• **Stored data**:
────────

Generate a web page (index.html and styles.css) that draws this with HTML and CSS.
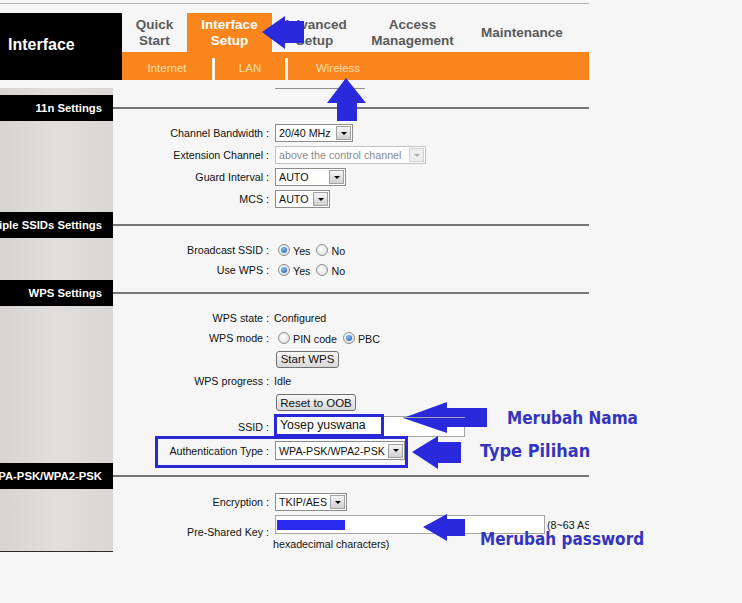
FILE: index.html
```html
<!DOCTYPE html>
<html>
<head>
<meta charset="utf-8">
<link rel="stylesheet" href="styles.css">
</head>
<body>
<div class="page">
  <div class="topline"></div>
  <header class="hdr">
    <div class="brand">Interface</div>
    <div class="nav">
      <div class="tabs">
        <div class="tab t1">Quick<br>Start</div>
        <div class="tab t2 active">Interface<br>Setup</div>
        <div class="tab t3">Advanced<br>Setup</div>
        <div class="tab t4">Access<br>Management</div>
        <div class="tab t5">Maintenance</div>
      </div>
      <div class="sub">
        <div class="si s1">Internet</div><div class="sep"></div>
        <div class="si s2">LAN</div><div class="sep"></div>
        <div class="si s3">Wireless</div>
      </div>
    </div>
  </header>

  <main class="grid">
    <div class="side sp"></div><div class="topcell"><div class="stub"></div></div>

    <div class="shead">11n Settings</div><div class="sline"></div>
    <div class="side"></div>
    <div class="form f11n">
      <div class="row r22"><div class="lb">Channel Bandwidth :</div><div class="val"><span class="sel w-cb"><span>20/40 MHz</span><span class="dd"></span></span></div></div>
      <div class="row r22"><div class="lb">Extension Channel :</div><div class="val"><span class="sel dis w-ext"><span>above the control channel</span><span class="dd"></span></span></div></div>
      <div class="row r22"><div class="lb">Guard Interval :</div><div class="val"><span class="sel w-gi"><span>AUTO</span><span class="dd"></span></span></div></div>
      <div class="row r22"><div class="lb">MCS :</div><div class="val"><span class="sel w-mcs"><span>AUTO</span><span class="dd"></span></span></div></div>
    </div>

    <div class="shead">Multiple SSIDs Settings</div><div class="sline"></div>
    <div class="side"></div>
    <div class="form fssid">
      <div class="row r20"><div class="lb">Broadcast SSID :</div><div class="val"><span class="radio on"></span><span class="rl">Yes</span><span class="radio"></span><span class="rl">No</span></div></div>
      <div class="row r20"><div class="lb">Use WPS :</div><div class="val"><span class="radio on"></span><span class="rl">Yes</span><span class="radio"></span><span class="rl">No</span></div></div>
    </div>

    <div class="shead">WPS Settings</div><div class="sline"></div>
    <div class="side"></div>
    <div class="form fwps">
      <div class="row r20"><div class="lb">WPS state :</div><div class="val">Configured</div></div>
      <div class="row r20"><div class="lb">WPS mode :</div><div class="val"><span class="radio"></span><span class="rl">PIN code</span><span class="radio on"></span><span class="rl">PBC</span></div></div>
      <div class="row r22"><div class="lb"></div><div class="val"><span class="btn b1">Start WPS</span></div></div>
      <div class="row r22"><div class="lb">WPS progress :</div><div class="val">Idle</div></div>
      <div class="row r21"><div class="lb"></div><div class="val"><span class="btn b2">Reset to OOB</span></div></div>
      <div class="row r27"><div class="lb">SSID :</div><div class="val"><span class="inp ssid"></span></div></div>
      <div class="row r21"><div class="lb">Authentication Type :</div><div class="val"><span class="sel w-auth"><span>WPA-PSK/WPA2-PSK</span><span class="dd"></span></span></div></div>
    </div>

    <div class="shead">WPA-PSK/WPA2-PSK</div><div class="sline"></div>
    <div class="side last"></div>
    <div class="form fwpa">
      <div class="row r22"><div class="lb">Encryption :</div><div class="val"><span class="sel w-enc"><span>TKIP/AES</span><span class="dd"></span></span></div></div>
      <div class="row r38"><div class="lb">Pre-Shared Key :</div>
        <div class="val pskval">
          <div class="line1"><span class="inp psk"><span class="mask"></span></span><span class="hint">(8~63 ASCII characters or 64</span></div>
          <div class="line2">hexadecimal characters)</div>
        </div>
      </div>
    </div>
  </main>
</div>

<div class="ssidbox">Yosep yuswana</div>
<div class="authbox"></div>

<svg class="arrows" width="742" height="603" viewBox="0 0 742 603">
  <polygon points="262,32 285,16 285,21 304,21 304,43 285,43 285,49"/>
  <polygon points="346,78 366,103 357,103 357,121 337,121 337,103 327,103"/>
  <polygon points="403,418 447,402 447,408 487,408 487,427 447,427 447,433"/>
  <line x1="403" y1="417.5" x2="465" y2="417.5" class="gl"/>
  <polygon points="412,452 438,436 438,442 461,442 461,463 438,463 438,469"/>
  <polygon points="423,527 447,514 447,519 465,519 465,536 447,536 447,541"/>
</svg>

<div class="note n1">Merubah Nama</div>
<div class="note n2">Type Pilihan</div>
<div class="note n3">Merubah password</div>
</body>
</html>
```

FILE: styles.css
```css
* { box-sizing: border-box; }
html, body { margin: 0; padding: 0; }
body {
  background: #f6f6f6;
  font-family: "Liberation Sans", Arial, sans-serif;
  color: #111;
  width: 742px;
  height: 603px;
  position: relative;
  overflow: hidden;
}
.page { width: 589px; overflow: hidden; padding-top: 3px; }
.topline { height: 1px; background: #b5b5b5; }

.hdr { display: flex; height: 67px; margin-top: 9px; }
.brand {
  width: 122px; background: #000; color: #fff;
  font-weight: bold; font-size: 16px;
  display: flex; align-items: center; padding: 0 0 4px 8px;
}
.nav { flex: 1; display: flex; flex-direction: column; }
.tabs { display: flex; height: 39px; }
.tab {
  display: flex; align-items: center; justify-content: center; text-align: center;
  font-weight: bold; font-size: 13.5px; line-height: 16px; color: #5a5a5a;
}
.t1 { width: 65px; } .t2 { width: 85px; } .t3 { width: 85px; } .t4 { width: 111px; } .t5 { width: 108px; }
.tab.active { background: #f8861c; color: #fff; }
.sub { display: flex; height: 28px; background: #f8861c; color: #fcdcae; font-size: 11.5px; }
.si { display: flex; justify-content: center; align-items: center; padding-top: 3px; }
.s1 { width: 90px; } .s2 { width: 70px; } .s3 { width: 100px; }
.sep { width: 3px; background: #fff4e8; margin-top: 6px; }

.grid { display: grid; grid-template-columns: 113px 476px; margin-top: 8px; }
.side { background: linear-gradient(90deg, #d6d4d0, #e1dfdc 50%, #d9d7d3); }
.side.last { border-bottom: 1px solid #2a2a2a; }
.sp { height: 7px; }
.stub { margin-left: 162px; width: 90px; height: 1px; background: #8e8e8e; }
.shead {
  height: 26px; background: #000; color: #fff;
  font-weight: bold; font-size: 11.3px;
  display: flex; justify-content: flex-end; align-items: center;
  padding-right: 11px; white-space: nowrap; overflow: hidden;
}
.sline { height: 26px; display: flex; align-items: center; }
.sline::before { content: ""; flex: 1; height: 2px; background: #767676; }

.form { font-size: 10.7px; }
.f11n { padding: 1px 0 2px; }
.fssid { padding: 2px 0 0; }
.fwps { padding: 2px 0; }
.fwpa { padding: 2px 0 1px; }
.row { display: grid; grid-template-columns: 156px 1fr; column-gap: 5px; align-items: center; }
.r20 { height: 20px; } .r21 { height: 21px; } .r22 { height: 22px; } .r27 { height: 27px; } .r38 { height: 38px; }
.lb { text-align: right; white-space: nowrap; }
.val { white-space: nowrap; display: flex; align-items: center; }

.sel {
  display: inline-flex; align-items: center; justify-content: space-between;
  height: 18px; border: 1px solid #8c8c8c; background: #fff;
  padding-left: 3px; margin-left: 1px;
}
.dd {
  width: 15px; height: 14px; margin-right: 1px;
  border: 1px solid #a0a0a0; background: linear-gradient(#f5f5f5, #d0d0d0);
  display: flex; align-items: center; justify-content: center;
}
.dd::after { content: ""; border-left: 3px solid transparent; border-right: 3px solid transparent; border-top: 3px solid #000; }
.sel.dis { border-color: #c2c2c2; color: #8a8a8a; }
.sel.dis .dd { border-color: #d0d0d0; background: #eeeeee; }
.sel.dis .dd::after { border-top-color: #aaa; }
.w-cb { width: 78px; } .w-ext { width: 151px; } .w-gi { width: 71px; } .w-mcs { width: 55px; }
.w-enc { width: 72px; } .w-auth { width: 130px; height: 19px; }

.radio {
  display: inline-block; width: 12px; height: 12px; border-radius: 50%;
  border: 1px solid #8d8d8d; background: radial-gradient(circle at 40% 40%, #fff, #d8d8d8);
  position: relative; margin-left: 4px; flex: none;
}
.rl + .radio { margin-left: 1px; }
.radio.on::after {
  content: ""; position: absolute; left: 2px; top: 2px; width: 6px; height: 6px; border-radius: 50%;
  background: radial-gradient(circle at 40% 35%, #86bdf2, #1b56a6);
}
.rl { margin: 0 5px 0 3px; position: relative; top: 1px; }

.btn {
  display: inline-flex; align-items: center; justify-content: center;
  height: 17px; border: 1px solid #707070; border-radius: 3px;
  background: linear-gradient(#f8f8f8, #d8d8d8); font-size: 11.5px; margin-left: 2px;
}
.b1 { width: 63px; } .b2 { width: 80px; }

.inp { display: inline-block; background: #fff; border: 1px solid #a5a5a5; margin-left: 1px; }
.ssid { width: 190px; height: 21px; }
.pskval { flex-direction: column; align-items: flex-start; padding-top: 2px; height: 38px; }
.line1 { display: flex; align-items: center; height: 19px; }
.psk { width: 270px; height: 19px; }
.mask { display: block; width: 68px; height: 10px; margin: 4px 0 0 1px; background: #2a2aee; }
.hint { margin-left: 2px; }
.line2 { margin-top: 3px; line-height: 14px; margin-left: -1px; }

.ssidbox {
  position: absolute; left: 274px; top: 414px; width: 110px; height: 23px;
  border: 3px solid #2828d8; background: #fff;
  font-size: 12.3px; line-height: 17px; padding-left: 3px; color: #111;
}
.authbox {
  position: absolute; left: 155px; top: 436px; width: 253px; height: 32px;
  border: 3px solid #2828d8;
}
.arrows { position: absolute; left: 0; top: 0; pointer-events: none; }
.arrows polygon { fill: #2a2adc; }
.arrows .gl { stroke: #a5a5a5; stroke-width: 1; }

.note {
  position: absolute; font-family: "DejaVu Sans Condensed", "DejaVu Sans", sans-serif;
  font-weight: bold; color: #3434be; line-height: 20px; white-space: nowrap;
}
.n1 { left: 507px; top: 408px; font-size: 17px; }
.n2 { left: 480px; top: 441px; font-size: 18px; }
.n3 { left: 480px; top: 529px; font-size: 17px; }
```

────────

• **Problem to work on**:
Search the data above for the word "page", then gather each line in which it appears.

• **Task answer**:
Generate a web page (index.html and styles.css) that draws this with HTML and CSS.
<div class="page">
.page { width: 589px; overflow: hidden; padding-top: 3px; }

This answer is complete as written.